Nevertheless, none of them has impacted the city as much as Jaque Majorelle did. An architect by trade and a painter by passion, Jaque discovered Marrakech during one of his trips to Morocco and chose it as a returning point for his African expeditions. A home away from home.

 

After several years in the French military, Jaque and his wife moved to Marrakech where he started painting street scenes while developing a taste for exotic plants.

 

Around 1923, Jaque Majorelle, bought four acres of land and started the journey which will conclude with the finished product tourists and locals alike rave about today.

 

The gardens are conceived to look like a moorish oasis. The exotic plants and the ocre architectural components are contrived to blend with each other without cloaking the cues.

 

The gardens are deemed to be an apparallel space portraying a harmonious vision of colors, space, and flora. The prevailing color is a unique blue, "Bleu Majorelle", giving the space a distinctive coup d'oeil.

 

In 1980, years after Jaque Majorelle's death, a young Yves Saint Lauren and Pierre Berge discovered the gardens during a visit to the oasis city. They decide to buy it and restore it to its former glory.

 

The gardens are beleived to be a source of inspiration for several runway collections.

 

After his death in 2008, the street leading to the gardens has been named after him and one of our favorite museums (the Amazigh Museum) has been inaugurated in 2010 in order to bring the tribal traditions closer to the visiting tourists.

 

The Amazigh Museum epitomizes a full-bodied introduction to the Amazigh culture.

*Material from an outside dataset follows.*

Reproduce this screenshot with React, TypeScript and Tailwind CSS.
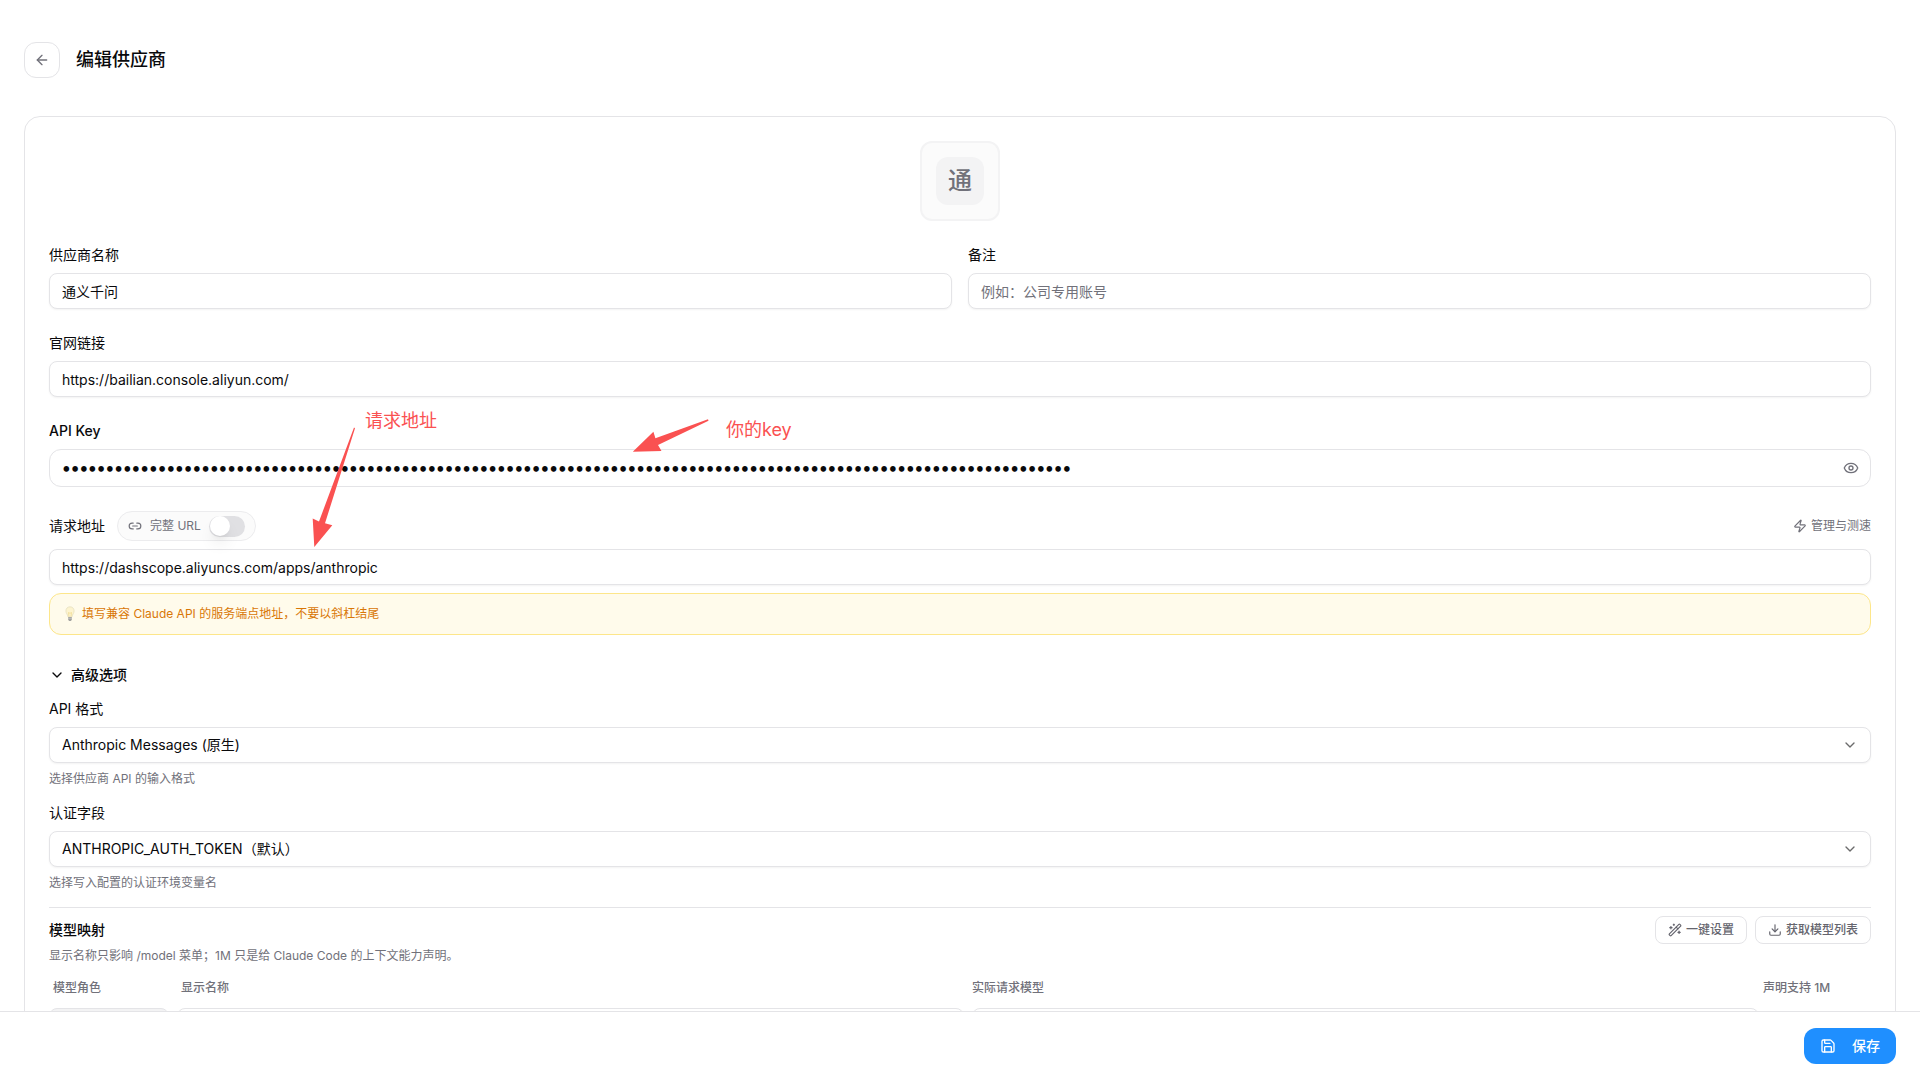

The expositions along with the building itself project an authentic image of a very complex culture.

 

Thusly, the building hosting the museum has been divided to three sections:

 

- Domestic Life and Traditional Skills

 

- Ornaments and Jewels

 

- Costumes and Finery

 

Since most people visiting Marrakech don't get the chance or the time to drift away toward the high mountains and remote villages; the museum offers an unique exordum of the Amazigh culture.